That’s sort of cool, but you’ve got to be
really careful because yes, they wouldn’t like hearing too much, but interestingly
enough, the only thing you’re really hearing with my Miller Park set
up, without a network fox situation, you hear them if they holler out their
strikes. Other than that you don’t hear a ton.
S&VC: What do you like to do on say EQ-ing for the crack of bats
and the smack of catcher’s mitts and stuff like that?
West: I EQ my back cracks like a kick drum, sort of my old rock n
roll roots, not exactly the same frequencies. But I pull out a bunch of mid range
probably 600-800Hz about 6dBu with a medium Q and then I boost a little low end
and depending on the weather, that will go from 100Hz to 200Hz or somewhere in
between with a tighter Q, a more narrow Q, about 2 or 3dB.
And then, depending
on the weather, once again I boost a little AK, 6-8 K, 0-3dB depending on the
weather and the mic really and that’s one of the things I love about
the VB-89L shotguns that I just started using last season. You don’t
really have to do much with the high end because it’s all there.

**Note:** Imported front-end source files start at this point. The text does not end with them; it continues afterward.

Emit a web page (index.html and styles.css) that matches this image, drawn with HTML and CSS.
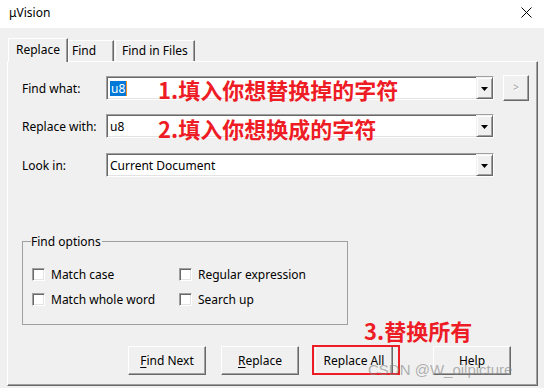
FILE: index.html
```html
<!DOCTYPE html>
<html>
<head>
<meta charset="utf-8">
<title>μVision</title>
<link rel="stylesheet" href="styles.css">
</head>
<body>
<div class="window">
  <div class="titlebar">
    <span class="title">μVision</span>
    <svg class="close" width="11" height="11" viewBox="0 0 11 11"><path d="M0.5 0.5L10.5 10.5M10.5 0.5L0.5 10.5" stroke="#000" stroke-width="1" fill="none"/></svg>
  </div>
  <div class="main">
    <div class="tabs">
      <div class="tab t-replace active">Replace</div>
      <div class="tab t-find">Find</div>
      <div class="tab t-files">Find in Files</div>
    </div>
    <div class="panel">
      <div class="row">
        <span class="lbl">Find what:</span>
        <div class="combo">
          <span class="value"><span class="sel">u8</span><span class="caret"></span></span>
          <span class="drop"><svg width="7" height="4" viewBox="0 0 7 4"><path d="M0 0H7L3.5 4Z" fill="#000"/></svg></span>
        </div>
        <button class="small">&gt;</button>
      </div>
      <div class="row r2">
        <span class="lbl">Replace with:</span>
        <div class="combo">
          <span class="value">u8</span>
          <span class="drop"><svg width="7" height="4" viewBox="0 0 7 4"><path d="M0 0H7L3.5 4Z" fill="#000"/></svg></span>
        </div>
      </div>
      <div class="row r3">
        <span class="lbl">Look in:</span>
        <div class="combo">
          <span class="value">Current Document</span>
          <span class="drop"><svg width="7" height="4" viewBox="0 0 7 4"><path d="M0 0H7L3.5 4Z" fill="#000"/></svg></span>
        </div>
      </div>
      <fieldset class="group">
        <legend>Find options</legend>
        <div class="checks">
          <label class="check"><span class="box"></span>Match case</label>
          <label class="check"><span class="box"></span>Regular expression</label>
          <label class="check"><span class="box"></span>Match whole word</label>
          <label class="check"><span class="box"></span>Search up</label>
        </div>
      </fieldset>
      <div class="buttons">
        <button class="btn b-next"><u>F</u>ind Next</button>
        <button class="btn b-replace"><u>R</u>eplace</button>
        <button class="btn b-all">Replace All</button>
        <button class="btn b-help">Help</button>
      </div>
    </div>
  </div>
  <div class="note n1">1.填入你想替换掉的字符</div>
  <div class="note n2">2.填入你想换成的字符</div>
  <div class="note n3">3.替换所有</div>
  <div class="mark"></div>
  <div class="wm">CSDN @W_oilpicture</div>
</div>
</body>
</html>
```

FILE: styles.css
```css
* { box-sizing: border-box; }
html, body { margin: 0; padding: 0; }
body {
  width: 544px; height: 388px; overflow: hidden;
  background: #f0f0f0;
  font-family: "Noto Sans", "Noto Sans CJK SC", sans-serif;
  font-size: 12px; color: #000;
}
.window { position: relative; width: 544px; height: 388px; }

.titlebar {
  height: 28px; background: #fff;
  display: flex; align-items: center; justify-content: space-between;
  padding: 0 12px 3px 9px;
}
.title { font-size: 12px; line-height: 16px; }
.close { display: block; }

.main { padding: 10px 6px 0 7px; }

.tabs { display: flex; align-items: flex-end; height: 23px; padding-left: 1px; }
.tab {
  height: 21px; line-height: 16px;
  display: flex; align-items: center;
  border-top: 1px solid #fff; border-left: 1px solid #fff;
  border-right: 1px solid #696969;
  box-shadow: inset -1px 0 #a0a0a0;
}
.tab.active {
  height: 24px; margin-bottom: -1px; background: #f0f0f0;
  position: relative; z-index: 1; padding-bottom: 2px;
}
.t-replace { width: 60px; padding-left: 7px; }
.t-find { width: 46px; padding-left: 3px; }
.t-files { width: 80px; padding-left: 6px; margin-left: 1px; }

.panel {
  height: 325px;
  border-top: 1px solid #fff; border-left: 1px solid #fff;
  border-right: 1px solid #696969; border-bottom: 1px solid #696969;
  box-shadow: inset -1px -1px #a0a0a0;
  padding: 13px 0 0 14px;
}

.row {
  display: grid; grid-template-columns: 84px 388px 35px;
  align-items: center; height: 26px;
}
.r2 { margin-top: 12px; }
.r3 { margin-top: 13px; }
.lbl { line-height: 16px; padding-top: 1px; }

.combo {
  height: 24px; display: flex; background: #fff;
  border: 1px solid; border-color: #a0a0a0 #fff #fff #a0a0a0;
  box-shadow: inset 1px 1px #696969, inset -1px -1px #e3e3e3;
}
.value { flex: 1; display: flex; align-items: center; padding-left: 3px; line-height: 15px; }
.sel { background: #0078d7; color: #fff; padding: 0 1px; height: 15px; }
.caret { width: 1px; height: 15px; background: #f0902a; }
.drop {
  width: 17px; height: 22px; background: #f0f0f0;
  display: flex; align-items: center; justify-content: center;
  border: 1px solid; border-color: #f0f0f0 #696969 #696969 #f0f0f0;
  box-shadow: inset 1px 1px #fff, inset -1px -1px #a0a0a0;
  padding-top: 1px;
}
.drop svg { display: block; }

.small {
  width: 26px; height: 26px; padding: 0 0 2px 0; margin: 0 0 0 9px;
  background: #f0f0f0; font: 10px "Noto Sans", sans-serif;
  color: #a0a0a0; text-shadow: 1px 1px #fff;
  border: 1px solid; border-color: #fff #696969 #696969 #fff;
  box-shadow: inset -1px -1px #a0a0a0;
}

.group {
  margin: 55px 0 0 0; width: 326px; min-width: 0;
  padding: 0 0 16px 9px;
  border: 1px solid #a0a0a0;
}
.group legend { padding: 0 1px 0 0; margin-left: -1px; line-height: 17px; font-size: 12px; }
.checks {
  display: grid; grid-template-columns: 147px auto; row-gap: 8px;
  margin-top: 16px;
}
.check { display: flex; align-items: center; height: 17px; line-height: 16px; }
.box {
  width: 13px; height: 13px; margin-right: 6px; background: #fff; flex: none;
  border: 1px solid; border-color: #a0a0a0 #fff #fff #a0a0a0;
  box-shadow: inset 1px 1px #696969, inset -1px -1px #e3e3e3;
}

.buttons { display: flex; margin-top: 21px; padding-left: 106px; }
.btn {
  width: 78px; height: 29px; padding: 0; margin: 0;
  background: #f0f0f0; color: #000;
  font: 12px "Noto Sans", sans-serif; line-height: 16px;
  border: 1px solid; border-color: #fff #696969 #696969 #fff;
  box-shadow: inset -1px -1px #a0a0a0;
}
.btn u { text-decoration-thickness: 1px; text-underline-offset: 2px; }
.b-replace { margin-left: 15px; }
.b-all { margin-left: 16px; }
.b-help { margin-left: 40px; }

.note {
  position: absolute; white-space: nowrap;
  font-family: "Noto Sans CJK SC", sans-serif; font-weight: 700;
  font-size: 22px; line-height: 22px; color: #ee1c25;
}
.n1 { left: 158px; top: 78px; }
.n2 { left: 158px; top: 117px; }
.n3 { left: 364px; top: 319px; }
.mark {
  position: absolute; left: 312px; top: 345px; width: 88px; height: 30px;
  border: 2px solid #ee1c25;
}
.wm {
  position: absolute; left: 368px; top: 361px;
  font-family: "Liberation Sans", sans-serif; font-size: 15px; line-height: 18px;
  color: rgba(130, 130, 130, 0.6); white-space: nowrap;
}
```
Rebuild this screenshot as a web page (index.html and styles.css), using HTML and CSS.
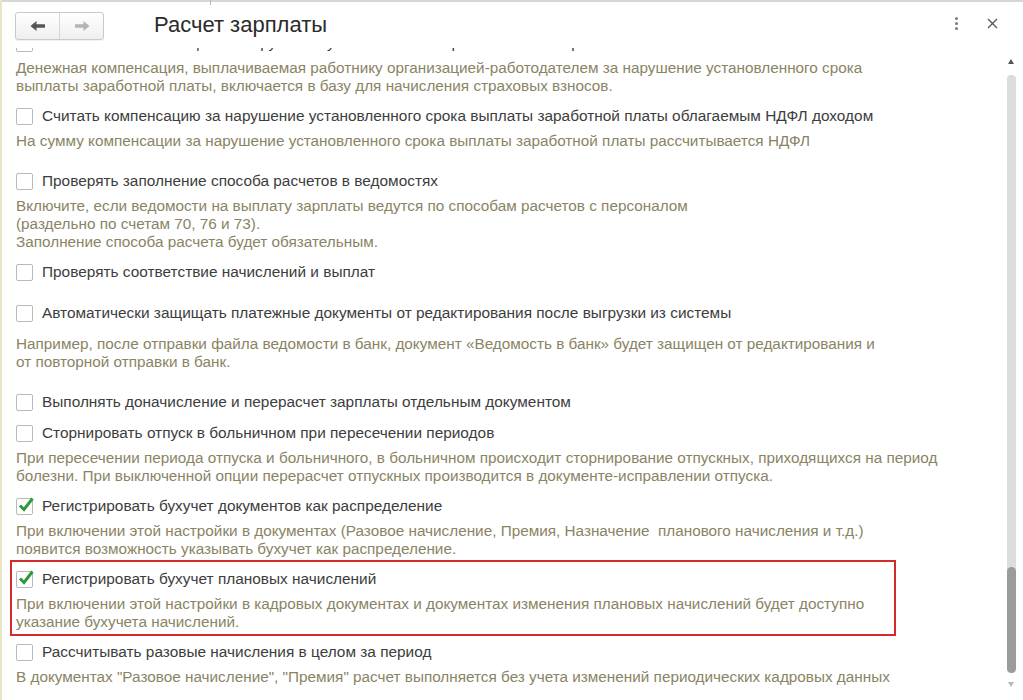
FILE: index.html
```html
<!DOCTYPE html>
<html lang="ru">
<head>
<meta charset="utf-8">
<title>Расчет зарплаты</title>
<link rel="stylesheet" href="styles.css">
</head>
<body>
<div class="window">
  <div class="topline"><span class="tick"></span></div>
  <header class="head">
    <div class="nav">
      <button class="navbtn back" type="button" aria-label="Назад">
        <svg width="16" height="12" viewBox="0 0 16 12"><path d="M0.5 6 L6.5 1 L6.5 4.3 L15 4.3 L15 7.7 L6.5 7.7 L6.5 11 Z" fill="#555"/></svg>
      </button>
      <button class="navbtn fwd" type="button" aria-label="Вперед">
        <svg width="16" height="12" viewBox="0 0 16 12"><path d="M15.5 6 L9.5 1 L9.5 4.3 L1 4.3 L1 7.7 L9.5 7.7 L9.5 11 Z" fill="#b4b4b4"/></svg>
      </button>
    </div>
    <h1 class="title">Расчет зарплаты</h1>
    <div class="tools">
      <span class="kebab"><i></i><i></i><i></i></span>
      <svg class="close" width="11" height="11" viewBox="0 0 11 11"><path d="M1 1 L10 10 M10 1 L1 10" stroke="#555" stroke-width="1.3"/></svg>
    </div>
  </header>
  <div class="body">
    <div class="viewport">
      <div class="list">
        <div class="opt">
          <label class="row"><span class="cb"></span><span class="lbl">Начислять компенсацию за нарушение установленного срока выплаты заработной платы</span></label>
          <p class="desc">Денежная компенсация, выплачиваемая работнику организацией-работодателем за нарушение установленного срока<br>выплаты заработной платы, включается в базу для начисления страховых взносов.</p>
        </div>
        <div class="opt sp">
          <label class="row"><span class="cb"></span><span class="lbl">Считать компенсацию за нарушение установленного срока выплаты заработной платы облагаемым НДФЛ доходом</span></label>
          <p class="desc">На сумму компенсации за нарушение установленного срока выплаты заработной платы рассчитывается НДФЛ</p>
        </div>
        <div class="opt">
          <label class="row"><span class="cb"></span><span class="lbl">Проверять заполнение способа расчетов в ведомостях</span></label>
          <p class="desc">Включите, если ведомости на выплату зарплаты ведутся по способам расчетов с персоналом<br>(раздельно по счетам 70, 76 и 73).<br>Заполнение способа расчета будет обязательным.</p>
        </div>
        <div class="opt sp2">
          <label class="row"><span class="cb"></span><span class="lbl">Проверять соответствие начислений и выплат</span></label>
        </div>
        <div class="opt sp">
          <label class="row"><span class="cb"></span><span class="lbl">Автоматически защищать платежные документы от редактирования после выгрузки из системы</span></label>
          <p class="desc far">Например, после отправки файла ведомости в банк, документ «Ведомость в банк» будет защищен от редактирования и<br>от повторной отправки в банк.</p>
        </div>
        <div class="opt tight">
          <label class="row"><span class="cb"></span><span class="lbl">Выполнять доначисление и перерасчет зарплаты отдельным документом</span></label>
        </div>
        <div class="opt">
          <label class="row"><span class="cb"></span><span class="lbl">Сторнировать отпуск в больничном при пересечении периодов</span></label>
          <p class="desc">При пересечении периода отпуска и больничного, в больничном происходит сторнирование отпускных, приходящихся на период<br>болезни. При выключенной опции перерасчет отпускных производится в документе-исправлении отпуска.</p>
        </div>
        <div class="opt pre">
          <label class="row"><span class="cb on"><svg viewBox="0 0 18 18" width="18" height="18"><path d="M3 9.5 L7 13.5 L15.5 2.5" fill="none" stroke="#2f9a3c" stroke-width="3"/></svg></span><span class="lbl">Регистрировать бухучет документов как распределение</span></label>
          <p class="desc">При включении этой настройки в документах (Разовое начисление, Премия, Назначение &nbsp;планового начисления и т.д.)<br>появится возможность указывать бухучет как распределение.</p>
        </div>
        <div class="opt boxed">
          <label class="row"><span class="cb on"><svg viewBox="0 0 18 18" width="18" height="18"><path d="M3 9.5 L7 13.5 L15.5 2.5" fill="none" stroke="#2f9a3c" stroke-width="3"/></svg></span><span class="lbl">Регистрировать бухучет плановых начислений</span></label>
          <p class="desc">При включении этой настройки в кадровых документах и документах изменения плановых начислений будет доступно<br>указание бухучета начислений.</p>
        </div>
        <div class="opt">
          <label class="row"><span class="cb"></span><span class="lbl">Рассчитывать разовые начисления в целом за период</span></label>
          <p class="desc">В документах "Разовое начисление", "Премия" расчет выполняется без учета изменений периодических кадровых данных</p>
        </div>
      </div>
    </div>
    <div class="scrollbar">
      <span class="arr up"></span>
      <div class="track"><div class="thumb"></div></div>
      <span class="arr down"></span>
    </div>
  </div>
</div>
</body>
</html>
```
FILE: styles.css
```css
* { box-sizing: border-box; }
html, body { margin: 0; padding: 0; background: #fff; }
body {
  font-family: "Liberation Sans", Arial, sans-serif;
  width: 1023px;
  height: 700px;
  overflow: hidden;
}
.window {
  width: 1023px;
  height: 700px;
  display: flex;
  flex-direction: column;
  border-left: 2px solid #e9e6c6;
}
.topline {
  height: 3px;
  border-top: 2px solid #d6d6d6;
  position: relative;
  flex-shrink: 0;
}
.tick {
  position: absolute;
  left: 208px;
  top: -2px;
  width: 1px;
  height: 5px;
  background: #b8b8b8;
}
.head {
  height: 45px;
  display: flex;
  align-items: flex-start;
  flex-shrink: 0;
}
.nav {
  display: flex;
  margin: 9px 0 0 13px;
  height: 28px;
  border: 1px solid #c9c9c9;
  border-radius: 3px;
  background: linear-gradient(#ffffff, #efefef);
  box-shadow: 0 1px 1px rgba(0,0,0,0.06);
}
.navbtn {
  width: 43px;
  height: 26px;
  border: 0;
  background: transparent;
  padding: 0;
  display: flex;
  align-items: center;
  justify-content: center;
}
.navbtn.back { border-right: 1px solid #d6d6d6; width: 44px; }
.title {
  margin: 8px 0 0 50px;
  font-size: 22px;
  font-weight: normal;
  color: #2b2b2b;
  line-height: 28px;
  flex: 1;
}
.tools {
  display: flex;
  align-items: center;
  margin-top: 14px;
  margin-right: 25px;
}
.kebab {
  display: flex;
  flex-direction: column;
  gap: 2px;
  margin-right: 29px;
}
.kebab i {
  display: block;
  width: 3px;
  height: 3px;
  border-radius: 50%;
  background: #7a7a7a;
}
.close { display: block; }
.body {
  flex: 1;
  display: flex;
  min-height: 0;
}
.viewport {
  flex: 1;
  overflow: hidden;
  padding-left: 14px;
}
.list {
  margin-top: -17px;
  display: flex;
  flex-direction: column;
}
.opt { margin-bottom: 9px; }
.opt.sp { margin-bottom: 19px; }
.opt.sp2 { margin-bottom: 17px; }
.opt.tight { margin-bottom: 7px; }
.opt.pre { margin-bottom: 2px; }
.row {
  display: flex;
  align-items: center;
  height: 24px;
}
.cb {
  width: 17px;
  height: 17px;
  border: 1px solid #b9b9b9;
  border-radius: 2px;
  background: #fff;
  margin-right: 9px;
  flex-shrink: 0;
  position: relative;
}
.cb svg {
  position: absolute;
  left: 0;
  top: -3px;
}
.lbl {
  font-size: 15.4px;
  color: #3d3d3d;
  white-space: nowrap;
}
.desc {
  margin: 4px 0 0;
  font-size: 15.3px;
  line-height: 18px;
  color: #8a8464;
  white-space: nowrap;
}
.desc.far { margin-top: 10px; }
.boxed {
  margin-left: -6px;
  width: 886px;
  border: 2px solid #d42a2a;
  padding: 5px 0 3px 4px;
  margin-bottom: 4px;
}
.scrollbar {
  width: 20px;
  display: flex;
  flex-direction: column;
  align-items: center;
  margin-right: 2px;
  padding-top: 11px;
}
.arr {
  width: 0;
  height: 0;
  border-left: 3.5px solid transparent;
  border-right: 3.5px solid transparent;
}
.arr.up { border-bottom: 5px solid #555; }
.arr.down { border-top: 5px solid #b8b8b8; margin-top: 9px; }
.track {
  margin-top: 11px;
  width: 9px;
  height: 598px;
  background: #dcdcdc;
  border-radius: 4px;
  display: flex;
  flex-direction: column;
  justify-content: flex-end;
}
.thumb {
  height: 106px;
  background: #9b9b9b;
  border-radius: 5px;
}
```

It’s just very crisp and I love those mics.
S&VC: Yeah,
I was going to ask you about those and you’ve apparently got an
advantage in using the Shure VP-88 for crowd sounds? Where do you put those?
West: If you look at a ballpark, normally there’s the net
that follows the backboard or right around home plate, so my VP-89s, my
shotguns are up about 12ft. in the air just behind the net. Basically I use
conduit that has a yoke back bend that bends back sort of over the crowd just a
little bit and then up.
So I have enough I can get the long shotgun in behind
the net so that protects the mic from the ball on a foul ball or something like
that. And those are on either side of that net actually on the aircraft cable
that holds that net up.
So those are my first base and third base bat crack
mics and then on most parks, and specifically at Miller Park, there’s
a robo camera positioned right behind home plate about 15ft. in the air and my
VP-88 is mounted just underneath that, behind the net as well.There’s
a hole in the net for the cabling to come through for the robo cams, so I took
off that and actually brought my mic through the net so it’s on the
crowd side and I point it up at about a 10-degree angle to avoid too much
single voices.
Although that doesn’t make a huge difference with a
great stereo mic like that, but that height is perfect because you hear a
murmur. If you’re really paying attention you might be able to pick
up conversations but not really. It’s just high to not hear that and
now this is a full ballpark and at Miller Park we have the benefit of selling
out a lot, so it’s always sort of a playoff atmosphere there. So when
it’s dead, sometimes I boost up so that it still sounds like
there’s crowd there.
You can hear a little bit more, but ideally,
when it’s a nice full house, you don’t hear any individual
voices except for say vendors which I love, like a vendor off on my image to
camera left from the camera four position calling out beer here and you can
hear that on the left side and maybe another vendor on the right side. So
that’s pretty cool.
S&VC: Yeah,
sometimes you can pick up the vendors in the stands so well you almost have to
pay them scale for being on the show, but it’s been interesting
hearing how you do game sounds and crowd sounds. In part two we’ll
get into the PA system interaction and how you set up the guys in the announcer
booth. I appreciate it Erik. Erik West, freelance sound engineer for TV sports.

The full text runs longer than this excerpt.